■ **Written problem**:
Reproduce the span that opens at the line containing "Reproduce this table" and closes at the line containing "text-[14px] leading-[20px] font-bold", both lines included, without alteration and without any other line.

■ **Material for the task**:
- - - - -

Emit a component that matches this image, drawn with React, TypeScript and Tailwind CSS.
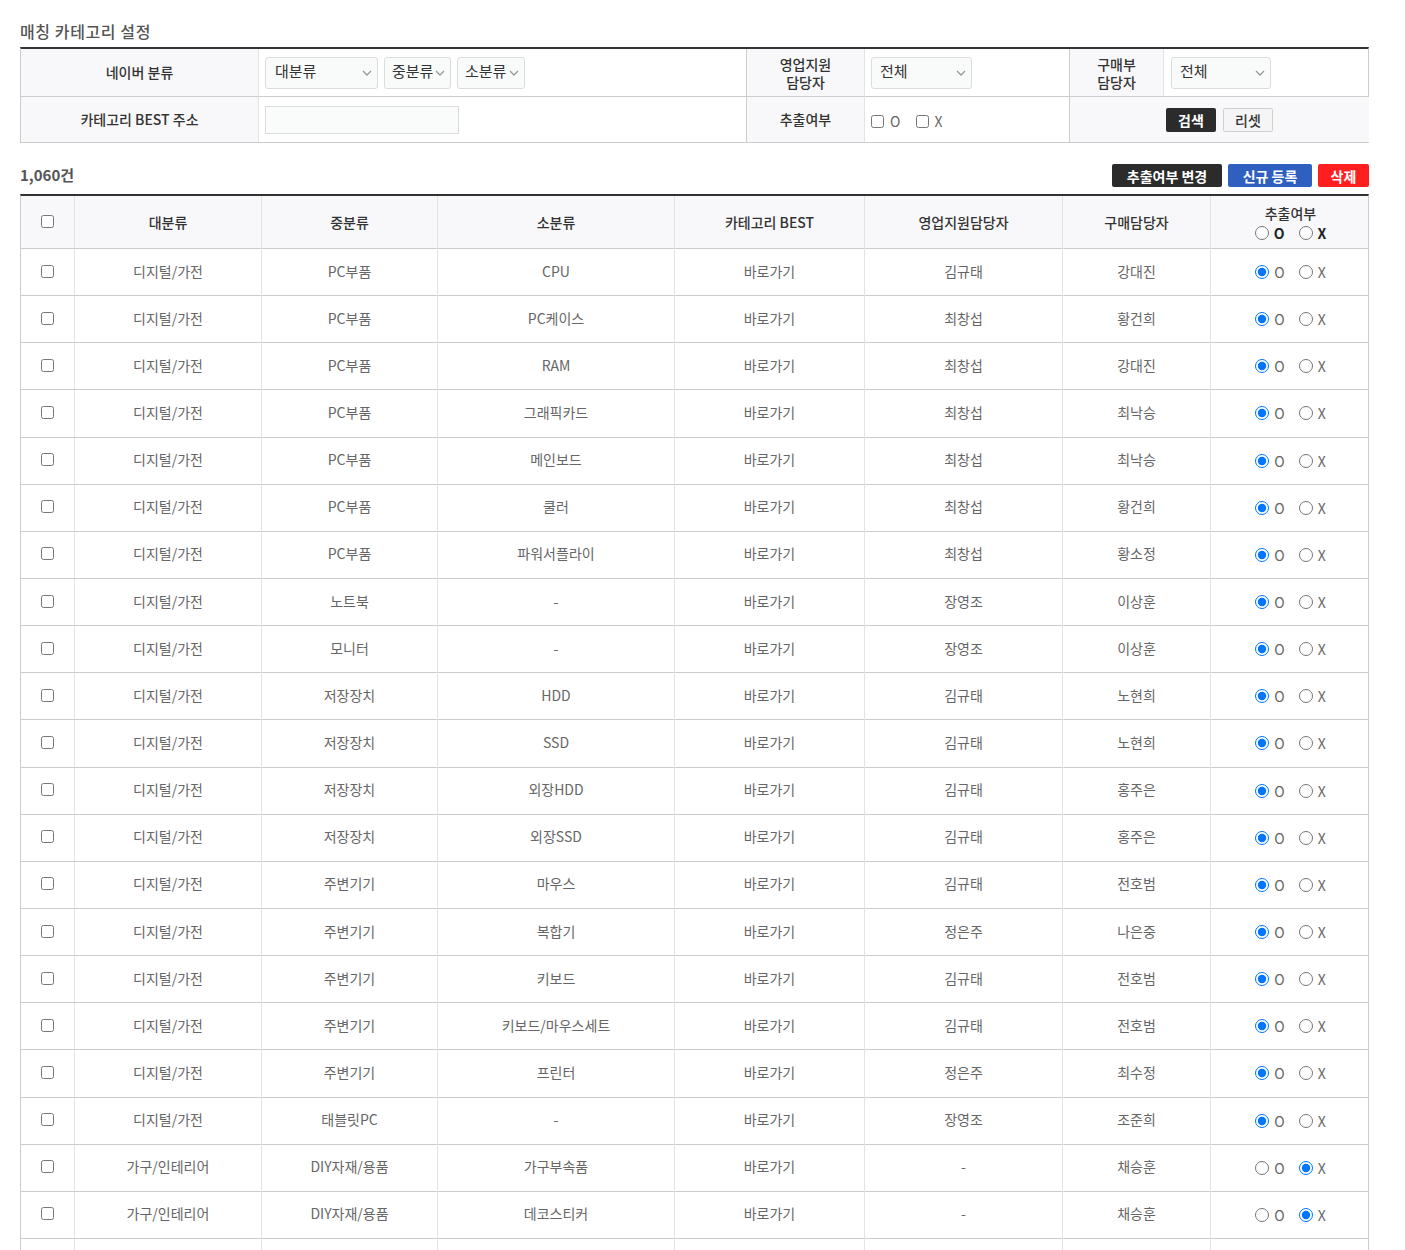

- - - - -

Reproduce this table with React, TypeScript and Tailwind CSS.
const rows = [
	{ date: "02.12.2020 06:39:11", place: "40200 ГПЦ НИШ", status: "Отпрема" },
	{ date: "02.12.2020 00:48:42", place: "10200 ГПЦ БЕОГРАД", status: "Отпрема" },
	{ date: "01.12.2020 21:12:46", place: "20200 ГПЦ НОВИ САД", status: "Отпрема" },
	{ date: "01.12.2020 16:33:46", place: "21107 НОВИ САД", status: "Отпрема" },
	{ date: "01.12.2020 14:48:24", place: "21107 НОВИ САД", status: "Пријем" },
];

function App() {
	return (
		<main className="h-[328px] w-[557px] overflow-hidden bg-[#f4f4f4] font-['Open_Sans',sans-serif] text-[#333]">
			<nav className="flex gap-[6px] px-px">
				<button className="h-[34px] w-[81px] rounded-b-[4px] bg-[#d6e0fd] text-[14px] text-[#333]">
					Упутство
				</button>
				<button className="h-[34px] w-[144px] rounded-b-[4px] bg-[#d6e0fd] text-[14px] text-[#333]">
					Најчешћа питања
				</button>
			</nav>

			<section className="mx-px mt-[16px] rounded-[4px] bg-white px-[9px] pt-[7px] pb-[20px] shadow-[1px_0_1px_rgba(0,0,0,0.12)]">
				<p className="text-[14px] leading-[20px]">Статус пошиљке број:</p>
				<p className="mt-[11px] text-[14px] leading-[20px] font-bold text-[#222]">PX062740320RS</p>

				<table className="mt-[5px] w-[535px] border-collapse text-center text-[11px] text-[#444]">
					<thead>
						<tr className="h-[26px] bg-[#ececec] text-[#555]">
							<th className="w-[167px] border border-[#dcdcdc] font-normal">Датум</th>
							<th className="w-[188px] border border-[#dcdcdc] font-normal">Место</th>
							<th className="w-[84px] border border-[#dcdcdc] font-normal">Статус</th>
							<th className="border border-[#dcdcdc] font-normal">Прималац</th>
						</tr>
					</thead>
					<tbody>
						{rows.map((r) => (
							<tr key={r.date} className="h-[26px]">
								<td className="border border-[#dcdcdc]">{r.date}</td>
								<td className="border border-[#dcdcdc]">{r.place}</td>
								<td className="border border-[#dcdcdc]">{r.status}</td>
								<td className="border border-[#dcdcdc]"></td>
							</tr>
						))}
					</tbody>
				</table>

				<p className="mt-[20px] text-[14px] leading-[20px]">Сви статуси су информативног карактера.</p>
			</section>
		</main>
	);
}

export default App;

- - - - -

■ **Task result**:
Reproduce this table with React, TypeScript and Tailwind CSS.
const rows = [
	{ date: "02.12.2020 06:39:11", place: "40200 ГПЦ НИШ", status: "Отпрема" },
	{ date: "02.12.2020 00:48:42", place: "10200 ГПЦ БЕОГРАД", status: "Отпрема" },
	{ date: "01.12.2020 21:12:46", place: "20200 ГПЦ НОВИ САД", status: "Отпрема" },
	{ date: "01.12.2020 16:33:46", place: "21107 НОВИ САД", status: "Отпрема" },
	{ date: "01.12.2020 14:48:24", place: "21107 НОВИ САД", status: "Пријем" },
];

function App() {
	return (
		<main className="h-[328px] w-[557px] overflow-hidden bg-[#f4f4f4] font-['Open_Sans',sans-serif] text-[#333]">
			<nav className="flex gap-[6px] px-px">
				<button className="h-[34px] w-[81px] rounded-b-[4px] bg-[#d6e0fd] text-[14px] text-[#333]">
					Упутство
				</button>
				<button className="h-[34px] w-[144px] rounded-b-[4px] bg-[#d6e0fd] text-[14px] text-[#333]">
					Најчешћа питања
				</button>
			</nav>

			<section className="mx-px mt-[16px] rounded-[4px] bg-white px-[9px] pt-[7px] pb-[20px] shadow-[1px_0_1px_rgba(0,0,0,0.12)]">
				<p className="text-[14px] leading-[20px]">Статус пошиљке број:</p>
				<p className="mt-[11px] text-[14px] leading-[20px] font-bold text-[#222]">PX062740320RS</p>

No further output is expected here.